Pull every line containing "React" out of the material below.
--- begin Collected material ---
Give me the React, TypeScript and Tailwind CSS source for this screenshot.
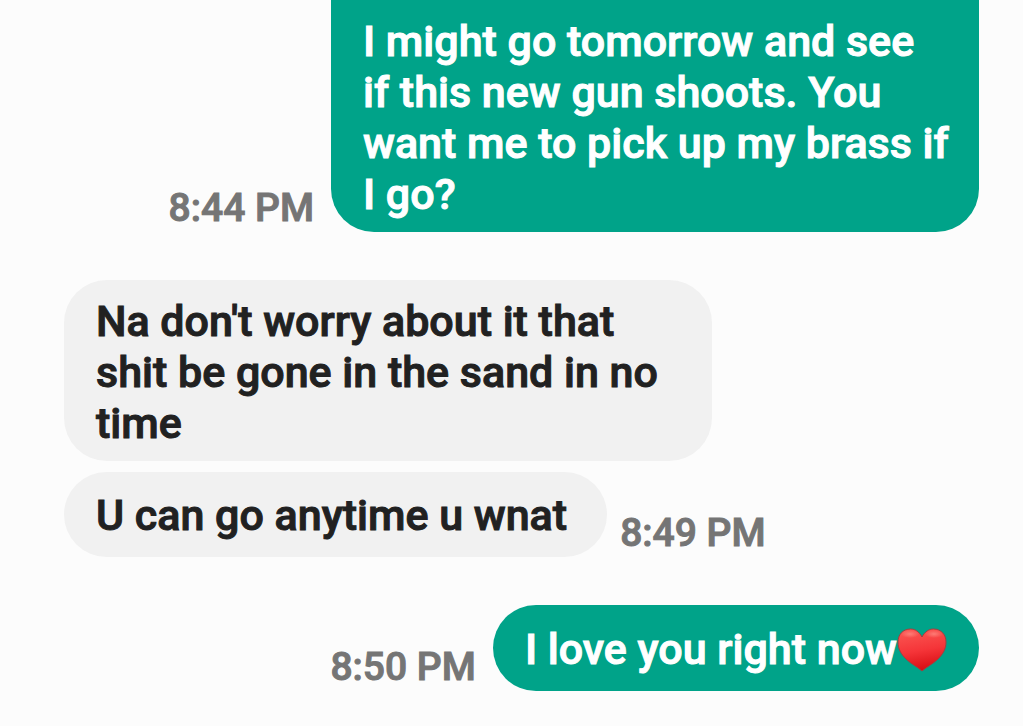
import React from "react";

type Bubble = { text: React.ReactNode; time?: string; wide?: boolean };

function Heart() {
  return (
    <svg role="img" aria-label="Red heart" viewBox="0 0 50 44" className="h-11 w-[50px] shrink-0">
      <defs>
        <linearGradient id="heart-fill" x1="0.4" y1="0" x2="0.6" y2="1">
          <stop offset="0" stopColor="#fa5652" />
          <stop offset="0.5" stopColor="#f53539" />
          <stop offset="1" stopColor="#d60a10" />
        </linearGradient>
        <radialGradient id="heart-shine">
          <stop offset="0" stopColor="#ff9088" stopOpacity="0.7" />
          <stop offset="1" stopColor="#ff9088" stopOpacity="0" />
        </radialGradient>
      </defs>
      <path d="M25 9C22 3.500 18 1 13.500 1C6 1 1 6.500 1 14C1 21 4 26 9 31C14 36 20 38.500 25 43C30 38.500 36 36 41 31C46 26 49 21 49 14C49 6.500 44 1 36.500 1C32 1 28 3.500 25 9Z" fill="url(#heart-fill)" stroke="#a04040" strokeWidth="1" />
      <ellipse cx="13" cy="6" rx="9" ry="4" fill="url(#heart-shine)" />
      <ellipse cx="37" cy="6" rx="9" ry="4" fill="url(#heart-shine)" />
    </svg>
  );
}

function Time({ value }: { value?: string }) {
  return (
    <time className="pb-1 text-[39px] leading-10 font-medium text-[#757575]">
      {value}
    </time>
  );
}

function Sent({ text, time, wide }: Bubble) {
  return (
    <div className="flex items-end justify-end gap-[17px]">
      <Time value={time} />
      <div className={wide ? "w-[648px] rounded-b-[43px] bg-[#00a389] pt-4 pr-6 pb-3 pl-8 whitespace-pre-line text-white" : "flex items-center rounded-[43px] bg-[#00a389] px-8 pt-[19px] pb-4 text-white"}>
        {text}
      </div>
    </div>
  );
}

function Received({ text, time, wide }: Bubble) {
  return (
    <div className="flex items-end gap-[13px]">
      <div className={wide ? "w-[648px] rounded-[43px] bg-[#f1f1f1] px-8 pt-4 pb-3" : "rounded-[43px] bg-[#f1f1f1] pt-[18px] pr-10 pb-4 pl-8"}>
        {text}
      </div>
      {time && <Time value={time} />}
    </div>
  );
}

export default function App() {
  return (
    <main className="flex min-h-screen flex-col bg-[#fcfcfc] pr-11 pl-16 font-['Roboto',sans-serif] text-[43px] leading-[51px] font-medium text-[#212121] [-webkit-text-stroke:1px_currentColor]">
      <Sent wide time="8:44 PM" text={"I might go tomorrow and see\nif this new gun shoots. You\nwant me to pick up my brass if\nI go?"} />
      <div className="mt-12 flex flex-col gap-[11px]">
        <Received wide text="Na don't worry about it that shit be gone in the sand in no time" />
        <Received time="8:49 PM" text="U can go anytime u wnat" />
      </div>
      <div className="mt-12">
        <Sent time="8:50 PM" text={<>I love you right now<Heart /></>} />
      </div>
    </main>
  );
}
--- end Collected material ---
** Output of the exercise **
Give me the React, TypeScript and Tailwind CSS source for this screenshot.
import React from "react";
type Bubble = { text: React.ReactNode; time?: string; wide?: boolean };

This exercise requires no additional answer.